## START EXTRACTED MATERIAL

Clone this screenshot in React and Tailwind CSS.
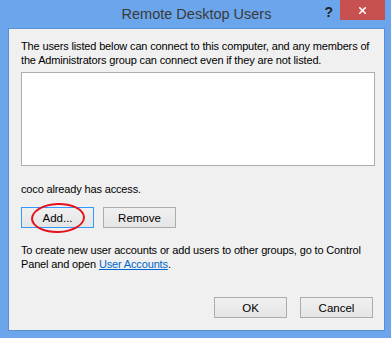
import { X } from "lucide-react";

function Btn({ children, focused, className = "" }) {
  return (
    <button
      className={`h-[21px] w-[73px] flex items-center justify-center text-[11.5px] text-[#000] bg-gradient-to-b from-[#f0f0f0] to-[#e5e5e5] border ${
        focused ? "border-[#3399ff]" : "border-[#acacac]"
      } ${className}`}
    >
      {children}
    </button>
  );
}

export default function App() {
  return (
    <div
      className="w-[391px] h-[338px] bg-[#6ba6ec] flex flex-col px-[8px] overflow-hidden"
      style={{ fontFamily: '"Liberation Sans", Arial, sans-serif' }}
    >
      {/* title bar */}
      <div className="h-[28px] relative flex items-center justify-center shrink-0">
        <span className="text-[14.5px] text-[#3a3a3a] mt-[1px] ml-[2px]">Remote Desktop Users</span>
        <span className="absolute right-[50px] top-[2px] text-[14px] font-bold text-[#222]">?</span>
        <div className="absolute right-[-2px] top-0 w-[45px] h-[20px] bg-[#c75050] flex items-center justify-center">
          <X size={11} strokeWidth={3.5} color="#fff" />
        </div>
      </div>

      {/* body */}
      <div className="w-[377px] h-[303px] bg-[#f0f0f0] border border-[#5b8fd0] pl-[12px] pr-[10px] pt-[10px] text-[11px] leading-[14px] tracking-[-0.15px] text-[#000] flex flex-col">
        <p className="whitespace-nowrap">
          The users listed below can connect to this computer, and any members of
          <br />
          the Administrators group can connect even if they are not listed.
        </p>
        <div className="mt-[5px] h-[94px] w-[354px] bg-white border border-[#abadb3]" />
        <p className="mt-[16px]">coco already has access.</p>
        <div className="mt-[11px] flex gap-[9px] tracking-normal">
          <div className="relative">
            <Btn focused>Add...</Btn>
            <div className="absolute left-[10px] top-[-4px] w-[54px] h-[30px] rounded-[50%] border-2 border-[#e4121c] -rotate-2" />
          </div>
          <Btn>Remove</Btn>
        </div>
        <p className="mt-[15px] whitespace-nowrap">
          To create new user accounts or add users to other groups, go to Control
          <br />
          Panel and open <span className="text-[#0066cc] underline">User Accounts</span>.
        </p>
        <div className="mt-auto mb-[12px] flex justify-end gap-[13px] pr-[1px] tracking-normal">
          <Btn>OK</Btn>
          <Btn>Cancel</Btn>
        </div>
      </div>
    </div>
  );
}
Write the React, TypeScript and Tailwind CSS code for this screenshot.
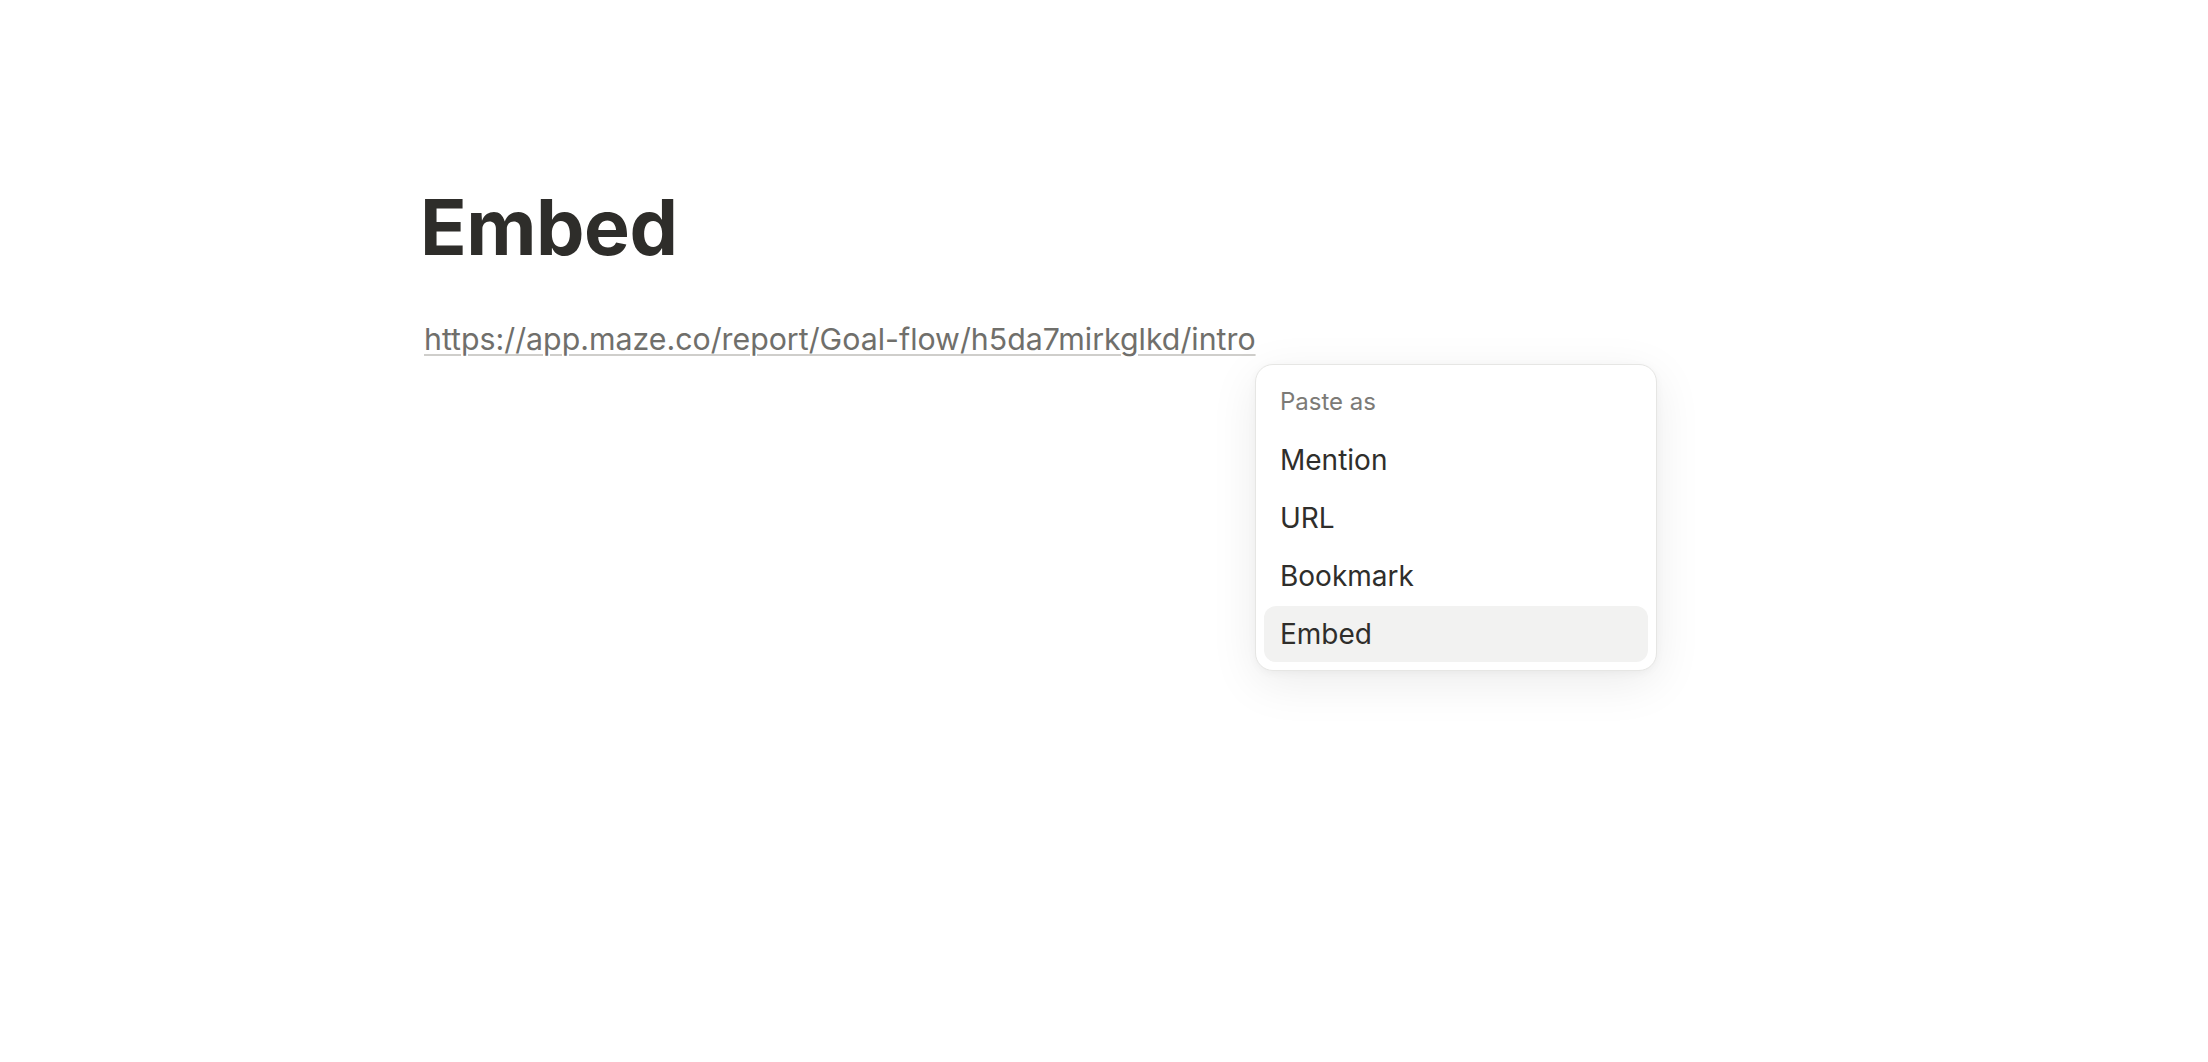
import React from 'react'

const items = ['Mention', 'URL', 'Bookmark', 'Embed']

function PasteMenu({ active }: { active: string }) {
  return (
    <div className="absolute left-[1255px] top-[364px] w-[402px] rounded-[18px] border border-[#e6e6e4] bg-white p-[8px] shadow-[0_12px_48px_rgba(15,15,15,0.08),0_2px_8px_rgba(15,15,15,0.04)]">
      <div className="px-[16px] pt-[11px] pb-[12px] text-[24px] leading-[36px] text-[#7c7a76]">Paste as</div>
      <div className="flex flex-col gap-[2px]">
        {items.map((item) => (
          <div
            key={item}
            className={
              item === active
                ? 'flex h-[56px] items-center rounded-[12px] bg-[#f2f2f1] px-[16px] text-[28px] text-[#2f2e2b]'
                : 'flex h-[56px] items-center rounded-[12px] px-[16px] text-[28px] text-[#2f2e2b]'
            }
          >
            {item}
          </div>
        ))}
      </div>
    </div>
  )
}

export default function App() {
  return (
    <div className="relative min-h-[1062px] w-full bg-white font-['Inter',sans-serif]">
      <div className="pl-[420px] pt-[180px]">
        <h1 className="text-[77px] font-bold leading-[94px] tracking-[-0.5px] text-[#2e2d2a]">Embed</h1>
        <p className="mt-[45px] pl-[4px] text-[30.3px] leading-[40px] text-[#706f6b]">
          <span className="underline decoration-[#cfcecb] decoration-2 underline-offset-[4px]">
            https://app.maze.co/report/Goal-flow/h5da7mirkglkd/intro
          </span>
        </p>
      </div>
      <PasteMenu active="Embed" />
    </div>
  )
}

## END EXTRACTED MATERIAL

> [WHAT IS BEING ASKED]: Transcribe exactly the lines between the one containing "Write the React, TypeScript" and the one containing "const items = ['Mention', 'URL', 'Bookmark', 'Embed']", counting both ends. Pictures are not copied.

> [PROBLEM SOLUTION]:
Write the React, TypeScript and Tailwind CSS code for this screenshot.
import React from 'react'

const items = ['Mention', 'URL', 'Bookmark', 'Embed']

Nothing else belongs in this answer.